Jewish life needs to be allowed to step out of the shadows.

Since 2015, the number of antisemitic crimes recorded has risen by about a third, to 2,350. But victims only report around 20% of cases. Some choose not to because they've had bad experiences with the police, others because they're afraid of the perpetrators, and still others because they just want to put it behind them. Victims clearly hold out little hope of useful reaction from the state – so crimes go unreported.

And the reality of Jewish life in Germany is a dark one. Sociologists say that Jewish children are living out their "identity under siege." What impact does it have on them when they can only go to nursery under police protection? Or when they hear Holocaust jokes at school?

Germany needs to take its antisemitism seriously

This shows that the country of commemorative services and "stumbling blocks" placed in sidewalks as a memorial to victims of the Nazis has lost its moral compass. To make it point true north again, antisemitism needs to be documented from the perspective of those affected, making it visible to the non-Jewish population. And Jewish life needs to be allowed to step out of the shadows.

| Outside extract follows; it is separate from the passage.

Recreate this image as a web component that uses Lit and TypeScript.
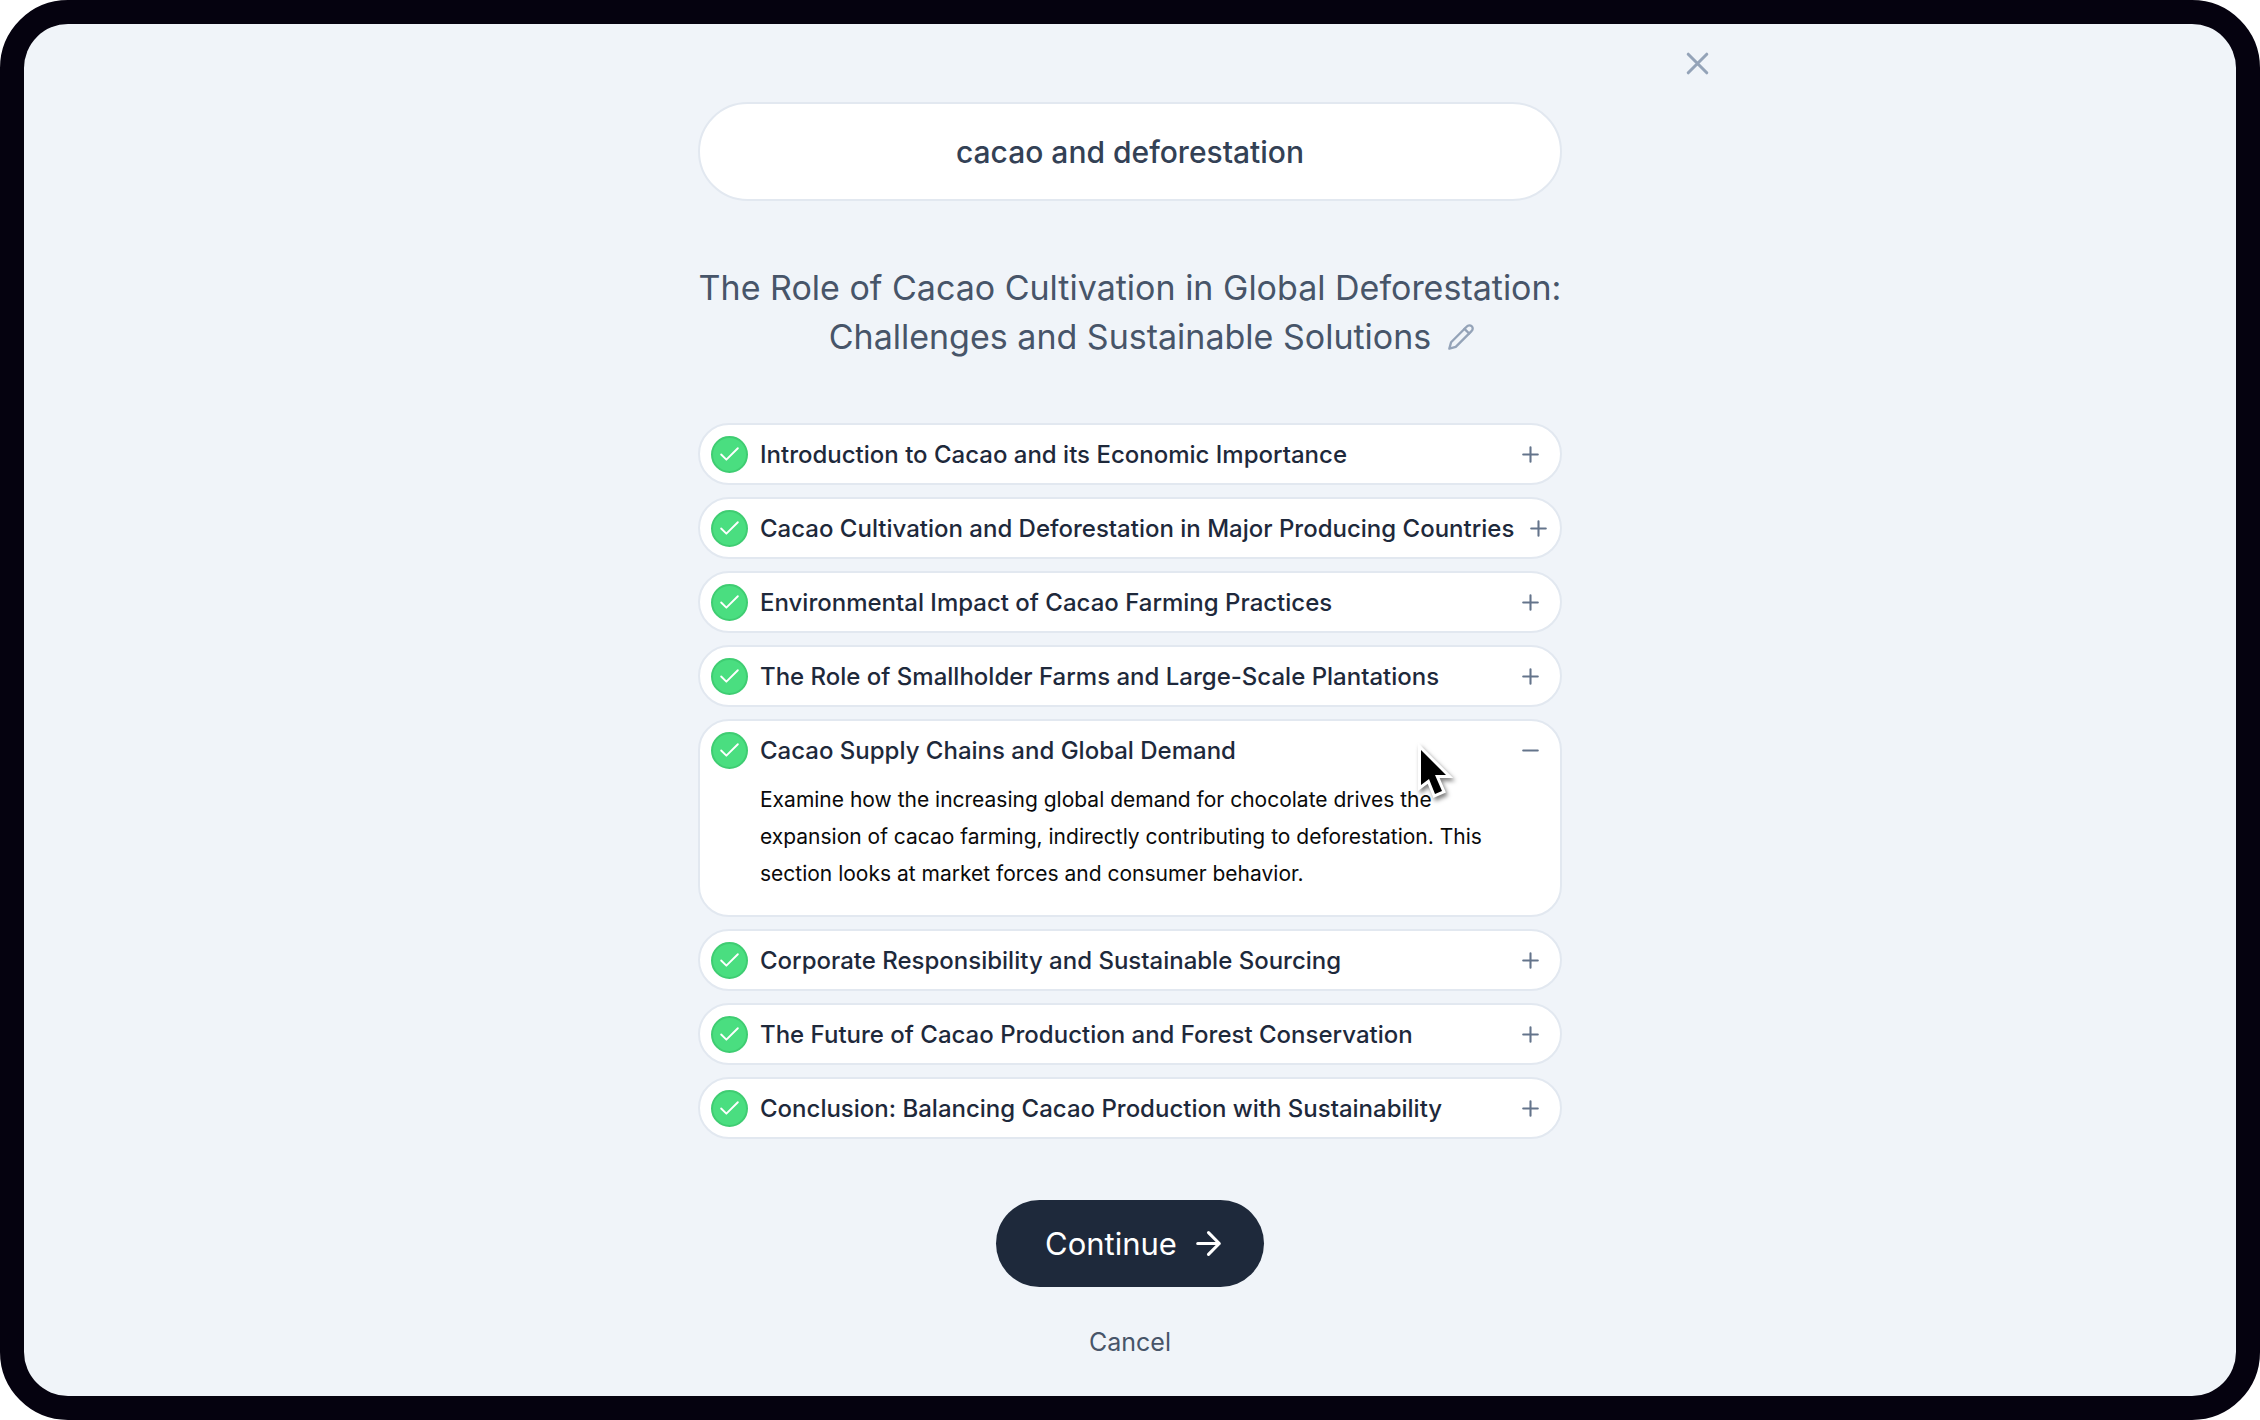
import { LitElement, html, css, nothing } from "lit";
import { customElement, state } from "lit/decorators.js";

interface Section {
  title: string;
  summary: string;
}

const SECTIONS: Section[] = [
  { title: "Introduction to Cacao and its Economic Importance", summary: "" },
  { title: "Cacao Cultivation and Deforestation in Major Producing Countries", summary: "" },
  { title: "Environmental Impact of Cacao Farming Practices", summary: "" },
  { title: "The Role of Smallholder Farms and Large-Scale Plantations", summary: "" },
  {
    title: "Cacao Supply Chains and Global Demand",
    summary:
      "Examine how the increasing global demand for chocolate drives the expansion of cacao farming, indirectly contributing to deforestation. This section looks at market forces and consumer behavior.",
  },
  { title: "Corporate Responsibility and Sustainable Sourcing", summary: "" },
  { title: "The Future of Cacao Production and Forest Conservation", summary: "" },
  { title: "Conclusion: Balancing Cacao Production with Sustainability", summary: "" },
];

@customElement("app-root")
export class AppRoot extends LitElement {
  @state() private open = 4;
  @state() private included = SECTIONS.map(() => true);

  static styles = css`
    :host {
      display: block;
      background: #ffffff;
      font-family: Inter, "Liberation Sans", sans-serif;
    }
    * {
      box-sizing: border-box;
    }
    button {
      margin: 0;
      padding: 0;
      border: 0;
      background: none;
      font: inherit;
      color: inherit;
      cursor: pointer;
    }
    svg {
      display: block;
      flex: none;
      fill: none;
      stroke: currentColor;
      stroke-width: 2;
      stroke-linecap: round;
      stroke-linejoin: round;
    }
    .frame {
      min-height: 100vh;
      border: 24px solid #05020f;
      border-radius: 68px;
      background: #05020f;
      display: flex;
    }
    .screen {
      flex: 1;
      border-radius: 44px;
      background: #f0f4f9;
      display: flex;
      flex-direction: column;
      align-items: center;
      padding: 21px 40px 0;
    }
    .top {
      width: 100%;
      max-width: 1172px;
      display: flex;
      justify-content: flex-end;
    }
    .close {
      color: #94a3b8;
    }
    .icon-lg {
      width: 37px;
      height: 37px;
    }
    .icon-md {
      width: 28px;
      height: 28px;
    }
    .icon-sm {
      width: 25px;
      height: 25px;
    }
    .column {
      width: 100%;
      max-width: 864px;
      display: flex;
      flex-direction: column;
      align-items: center;
    }
    .topic {
      width: 100%;
      height: 99px;
      margin-top: 20px;
      border: 2px solid #e2e8f0;
      border-radius: 50px;
      background: #ffffff;
      color: #334155;
      font-family: inherit;
      font-size: 30px;
      font-weight: 500;
      text-align: center;
      outline: none;
    }
    .heading {
      margin: 62px 0 0;
      color: #475569;
      font-size: 34px;
      font-weight: 400;
      line-height: 49px;
      text-align: center;
      white-space: nowrap;
    }
    .line {
      display: flex;
      justify-content: center;
      align-items: center;
      gap: 16px;
    }
    /* Balances the edit button so the words stay centred. */
    .line-editable {
      padding-left: 44px;
    }
    .edit {
      color: #94a3b8;
    }
    .sections {
      list-style: none;
      width: 100%;
      margin: 62px 0 0;
      padding: 0;
      display: flex;
      flex-direction: column;
      gap: 12px;
    }
    .section {
      border: 2px solid #e2e8f0;
      border-radius: 31px;
      background: #ffffff;
      padding: 0 17px 0 11px;
    }
    .head {
      height: 58px;
      display: flex;
      align-items: center;
    }
    .tick {
      flex: none;
      display: grid;
      place-items: center;
      color: #ffffff;
    }
    .tick input {
      appearance: none;
      grid-area: 1 / 1;
      width: 37px;
      height: 37px;
      margin: 0;
      border: 2px solid #cbd5e1;
      border-radius: 50%;
    }
    .tick input:checked {
      background: #4ade80;
      border-color: #3fcd72;
    }
    .tick svg {
      grid-area: 1 / 1;
      pointer-events: none;
    }
    .title {
      flex: 1 0 auto;
      margin-left: 12px;
      padding-right: 12px;
      color: #1e293b;
      font-size: 24px;
      font-weight: 500;
      line-height: 37px;
      white-space: nowrap;
    }
    .toggle {
      flex: none;
      color: #64748b;
    }
    .summary {
      margin: 0;
      padding: 2px 30px 23px 49px;
      color: #0a0a0a;
      font-size: 21px;
      line-height: 37px;
    }
    .continue {
      margin-top: 61px;
      height: 87px;
      padding: 0 37px 0 49px;
      border-radius: 44px;
      background: #1e293b;
      color: #ffffff;
      font-size: 31px;
      font-weight: 400;
      display: flex;
      align-items: center;
      gap: 13px;
    }
    .cancel {
      margin-top: 37px;
      color: #475569;
      font-size: 25px;
      line-height: 37px;
    }
    .pointer {
      position: absolute;
      left: 1416px;
      top: 742px;
      width: 42px;
      height: 62px;
      overflow: visible;
      stroke-linejoin: miter;
      filter: drop-shadow(2px 3px 2px rgba(0, 0, 0, 0.5));
      pointer-events: none;
    }
  `;

  private toggle(i: number) {
    this.open = this.open === i ? -1 : i;
  }

  private include(i: number, e: Event) {
    const checked = (e.target as HTMLInputElement).checked;
    this.included = this.included.map((v, n) => (n === i ? checked : v));
  }

  private renderSection(s: Section, i: number) {
    const open = this.open === i;
    return html`
      <li class="section">
        <div class="head">
          <span class="tick">
            <input
              type="checkbox"
              id="section-${i}"
              .checked=${this.included[i]}
              @change=${(e: Event) => this.include(i, e)}
            />
            <svg class="icon-sm" viewBox="0 0 24 24" aria-hidden="true">
              <path stroke-width="1.8" d="M20 6 9 17l-5-5" />
            </svg>
          </span>
          <label class="title" for="section-${i}">${s.title}</label>
          <button
            class="toggle"
            aria-expanded=${open}
            aria-label=${open ? "Collapse" : "Expand"}
            @click=${() => this.toggle(i)}
          >
            <svg class="icon-sm" viewBox="0 0 24 24" aria-hidden="true">
              <path d=${open ? "M5 12h14" : "M5 12h14M12 5v14"} />
            </svg>
          </button>
        </div>
        ${open && s.summary ? html`<p class="summary">${s.summary}</p>` : nothing}
      </li>
    `;
  }

  render() {
    return html`
      <div class="frame">
        <main class="screen">
          <div class="top">
            <button class="close" aria-label="Close">
              <svg class="icon-lg" viewBox="0 0 24 24" aria-hidden="true">
                <path d="M18 6 6 18M6 6l12 12" />
              </svg>
            </button>
          </div>
          <div class="column">
            <input class="topic" type="text" aria-label="Topic" value="cacao and deforestation" />
            <h1 class="heading">
              <span class="line">The Role of Cacao Cultivation in Global Deforestation:</span>
              <span class="line line-editable"
                >Challenges and Sustainable Solutions
                <button class="edit" aria-label="Edit title">
                  <svg class="icon-md" viewBox="0 0 24 24" aria-hidden="true">
                    <path d="M17 3a2.85 2.83 0 1 1 4 4L7.5 20.5 2 22l1.5-5.5Z" />
                    <path d="m15 5 4 4" />
                  </svg></button
              ></span>
            </h1>
            <ul class="sections">
              ${SECTIONS.map((s, i) => this.renderSection(s, i))}
            </ul>
            <button class="continue">
              Continue
              <svg class="icon-lg" viewBox="0 0 24 24" aria-hidden="true">
                <path d="M5 12h14M12 5l7 7-7 7" />
              </svg>
            </button>
            <button class="cancel">Cancel</button>
          </div>
        </main>
        <svg class="pointer" viewBox="0 0 42 62" aria-hidden="true">
          <path
            fill="#000"
            stroke="#fff"
            stroke-width="6"
            paint-order="stroke"
            d="M5 8 30 33H19l7 16-7 3-6-15-8 6Z"
          />
        </svg>
      </div>
    `;
  }
}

That is the first thing. The second is that we need to talk about specifically German forms of antisemitism. For example, the fact that in no other EU country are Jewish people so often confronted about the Israeli government's policies (according to a survey, 41% of German Jews have experienced this, while the EU average is 28%). Projecting the old antisemitism onto the state of Israel offers people a more comfortable target for their arguments.

Our society needs to have more conversations about antisemitism. The test of German democracy, as McCloy called it, starts with taking these concerns seriously and talking about them. We need to have these conversations because it affects all of us. It's about saving our democracy. Before it's too late.